The issue for the justices was whether the statute guards against all discriminatory job transfers or requires an additional showing in court by the employee that the involuntary move caused a “significant disadvantage,” such as harm to career prospects or a change in salary or rank.

Justice Elena Kagan, writing for six justices, said that higher standard applied by some lower courts was wrong and employees instead must only show some harm.

“Although an employee must show some harm from a forced transfer to prevail,” Kagan wrote, “she need not show that the injury satisfies a significance test.”

In addition to civil rights groups, employment attorneys and some conservatives had been closely watching the case, believing that a broad ruling for the police sergeant could lead to an increase in reverse-discrimination claims against workplace diversity, equity and inclusion programs.

Jatonya Clayborn Muldrow sued the St. Louis Police Department after she was transferred in 2017 out of the intelligence division, from a position that allowed her to be deputized as an FBI agent, work a steady weekday schedule, and broadly investigate public corruption and human trafficking cases.

Muldrow said in court filings that her new assignment lacked the same prestige and benefits. Even though her pay remained the same, she lost her FBI privileges, had to work patrol and was assigned weekend shifts. Muldrow, who according to court filings was known as a “workhorse,” was replaced in the intelligence division by a male sergeant who previously worked with Muldrow’s male supervisor.

In her opinion Wednesday, Kagan wrote that Muldrow’s allegations meet the court’s new standard “with room to spare.”

“If those allegations are proved, she was left worse off several times over. It does not matter, as the courts below thought, that her rank and pay remained the same, or that she still could advance to other jobs,” Kagan wrote.

The decision aims to lower the bar for employees to proceed in court with a discrimination claim, allowing lawsuits that failed under the old standard to presumably succeed.

Although the court’s judgment in favor of Muldrow was unanimous, three justices — Clarence Thomas, Samuel A. Alito Jr. and Brett M. Kavanaugh — each wrote separately to explain their differences with their colleagues’ reasoning and their view of the ruling’s potential impact.

Alito said he doubted the court’s decision would make a meaningful difference and expects lower court judges will “mind the words they use but will continue to do pretty much just what they have done for years.” He called the opinion “unhelpful” because lower court judges, he wrote, will struggle to apply the new standard of harm.

Thomas also said there was “little practical difference” between the court’s new test and the current practice of appeals court judges.

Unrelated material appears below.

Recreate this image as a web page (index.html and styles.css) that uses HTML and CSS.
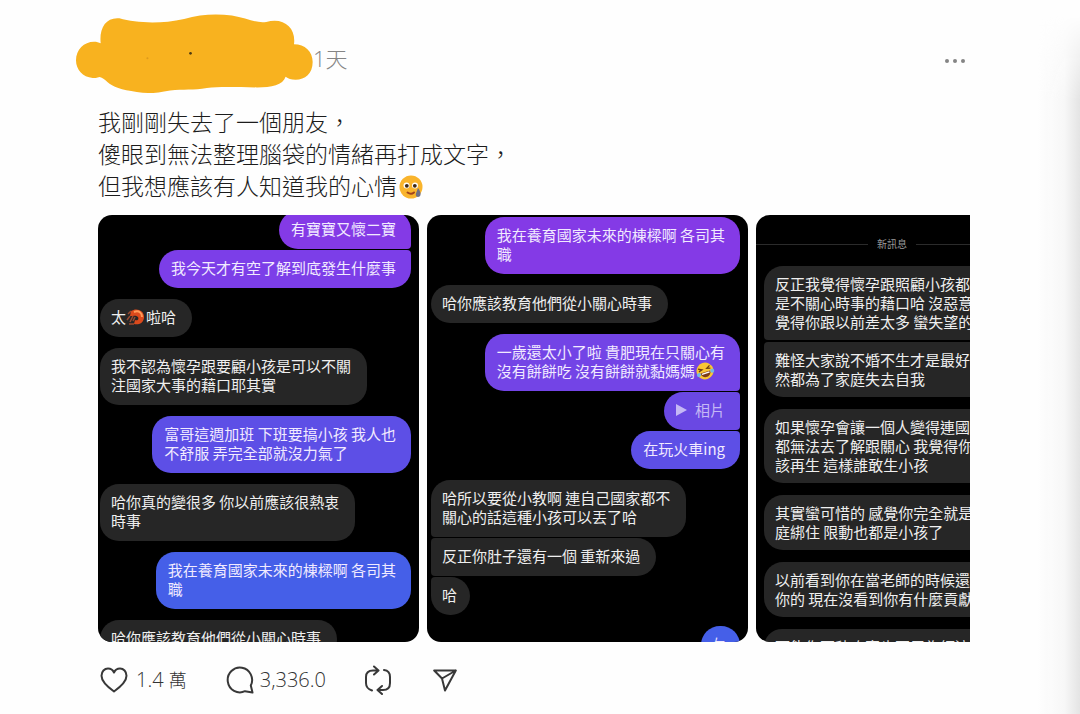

Kavanaugh said he would have gone further and not required the worker to show they had suffered in any specific way other than being subject to a discriminatory transfer. Federal law, he wrote, “does not require a separate showing of some harm. The discrimination is harm.”

Employment attorneys said the court’s ruling will probably spark a greater number of discrimination claims beyond transfers, including challenges to certain DEI programs, and cause employers to assess whether some of their programs might be vulnerable to challenges under the new “some harm” standard set by the court.

“Does this mean the end of [DEI]? I don’t think so,” said Alyesha Asghar, an attorney with Littler Mendelson and the co-chair of the firm’s practice group for equal employment opportunity and diversity.

Some groups, including the NAACP Legal Defense Fund, said they doubted the ruling would have an impact on DEI because many employment-related programs do not rely on race.

Rather, such programs are “fundamental to fulfilling employers’ Title VII obligations to create workplaces that are free from discrimination and in which everyone feels included and valued,” said Amalea Smirniotopoulos, senior policy counsel and co-manager of the defense fund’s Equal Protection Initiative.

In Muldrow’s case, a district court judge in Missouri had sided with the city, saying Muldrow had not proved that her transfer caused sufficient disadvantage. The U.S. Court of Appeals for the 8th Circuit agreed, finding that Muldrow could not proceed with her lawsuit because she failed to demonstrate that the transfer amounted to an “adverse employment action” that caused tangible harm.

The Supreme Court said Wednesday that nothing in the text of Title VII requires courts to distinguish between job transfers that cause “significant disadvantages and transfers causing not-so-significant ones.”

“And that difference can make a real difference for complaining transferees. Many forced transfers leave workers worse off respecting employment terms or conditions,” Kagan wrote.

The justice pushed back on concerns from the city that employees would inundate the court system with meritless, burdensome claims. “There is reason to doubt that the floodgates will open in the way feared,” she wrote, because employees must still show some injury.

The Supreme Court’s opinion sends the case, Muldrow v. City of St. Louis, back to the lower courts for additional proceedings that account for the high court’s ruling.

Robert Loeb, the lawyer for the police department, said in a statement he was pleased that the court had retained a requirement that employees show “some harm.” The city “looks forward to showing on remand why [Muldrow] cannot meet that standard,” he said.